[START Source data]

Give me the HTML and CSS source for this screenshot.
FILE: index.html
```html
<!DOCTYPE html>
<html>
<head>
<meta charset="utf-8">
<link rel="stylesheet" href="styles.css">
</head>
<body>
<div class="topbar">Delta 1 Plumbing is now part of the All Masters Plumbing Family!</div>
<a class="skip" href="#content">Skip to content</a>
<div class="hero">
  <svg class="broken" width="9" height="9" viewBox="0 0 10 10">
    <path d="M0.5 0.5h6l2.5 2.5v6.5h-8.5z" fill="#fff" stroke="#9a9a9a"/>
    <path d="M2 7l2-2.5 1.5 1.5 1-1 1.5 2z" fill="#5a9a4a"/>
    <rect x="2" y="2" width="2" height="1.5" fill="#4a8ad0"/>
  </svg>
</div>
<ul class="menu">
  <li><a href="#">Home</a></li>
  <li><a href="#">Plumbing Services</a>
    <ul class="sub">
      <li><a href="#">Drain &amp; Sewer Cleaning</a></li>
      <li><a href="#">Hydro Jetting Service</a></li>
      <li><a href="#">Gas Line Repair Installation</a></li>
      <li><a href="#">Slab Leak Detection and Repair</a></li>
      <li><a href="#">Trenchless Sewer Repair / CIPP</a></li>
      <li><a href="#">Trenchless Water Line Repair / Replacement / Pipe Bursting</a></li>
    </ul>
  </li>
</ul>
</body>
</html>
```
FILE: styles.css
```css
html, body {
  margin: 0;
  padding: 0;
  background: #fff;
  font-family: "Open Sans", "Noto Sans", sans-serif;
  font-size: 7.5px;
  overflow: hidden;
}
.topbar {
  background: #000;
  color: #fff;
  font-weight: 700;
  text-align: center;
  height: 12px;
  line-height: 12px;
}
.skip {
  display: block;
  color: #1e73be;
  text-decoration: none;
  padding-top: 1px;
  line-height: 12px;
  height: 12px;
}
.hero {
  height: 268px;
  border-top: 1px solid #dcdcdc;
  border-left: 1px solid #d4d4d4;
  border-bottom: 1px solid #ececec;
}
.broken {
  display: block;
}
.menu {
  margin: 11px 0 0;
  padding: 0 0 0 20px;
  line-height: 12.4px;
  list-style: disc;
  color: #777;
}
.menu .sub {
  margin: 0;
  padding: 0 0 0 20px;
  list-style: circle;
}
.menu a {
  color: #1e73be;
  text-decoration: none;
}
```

[END Source data]

Task instructions.
Output all of the data above without any alteration.

Solved exercise.
Give me the HTML and CSS source for this screenshot.
FILE: index.html
```html
<!DOCTYPE html>
<html>
<head>
<meta charset="utf-8">
<link rel="stylesheet" href="styles.css">
</head>
<body>
<div class="topbar">Delta 1 Plumbing is now part of the All Masters Plumbing Family!</div>
<a class="skip" href="#content">Skip to content</a>
<div class="hero">
  <svg class="broken" width="9" height="9" viewBox="0 0 10 10">
    <path d="M0.5 0.5h6l2.5 2.5v6.5h-8.5z" fill="#fff" stroke="#9a9a9a"/>
    <path d="M2 7l2-2.5 1.5 1.5 1-1 1.5 2z" fill="#5a9a4a"/>
    <rect x="2" y="2" width="2" height="1.5" fill="#4a8ad0"/>
  </svg>
</div>
<ul class="menu">
  <li><a href="#">Home</a></li>
  <li><a href="#">Plumbing Services</a>
    <ul class="sub">
      <li><a href="#">Drain &amp; Sewer Cleaning</a></li>
      <li><a href="#">Hydro Jetting Service</a></li>
      <li><a href="#">Gas Line Repair Installation</a></li>
      <li><a href="#">Slab Leak Detection and Repair</a></li>
      <li><a href="#">Trenchless Sewer Repair / CIPP</a></li>
      <li><a href="#">Trenchless Water Line Repair / Replacement / Pipe Bursting</a></li>
    </ul>
  </li>
</ul>
</body>
</html>
```
FILE: styles.css
```css
html, body {
  margin: 0;
  padding: 0;
  background: #fff;
  font-family: "Open Sans", "Noto Sans", sans-serif;
  font-size: 7.5px;
  overflow: hidden;
}
.topbar {
  background: #000;
  color: #fff;
  font-weight: 700;
  text-align: center;
  height: 12px;
  line-height: 12px;
}
.skip {
  display: block;
  color: #1e73be;
  text-decoration: none;
  padding-top: 1px;
  line-height: 12px;
  height: 12px;
}
.hero {
  height: 268px;
  border-top: 1px solid #dcdcdc;
  border-left: 1px solid #d4d4d4;
  border-bottom: 1px solid #ececec;
}
.broken {
  display: block;
}
.menu {
  margin: 11px 0 0;
  padding: 0 0 0 20px;
  line-height: 12.4px;
  list-style: disc;
  color: #777;
}
.menu .sub {
  margin: 0;
  padding: 0 0 0 20px;
  list-style: circle;
}
.menu a {
  color: #1e73be;
  text-decoration: none;
}
```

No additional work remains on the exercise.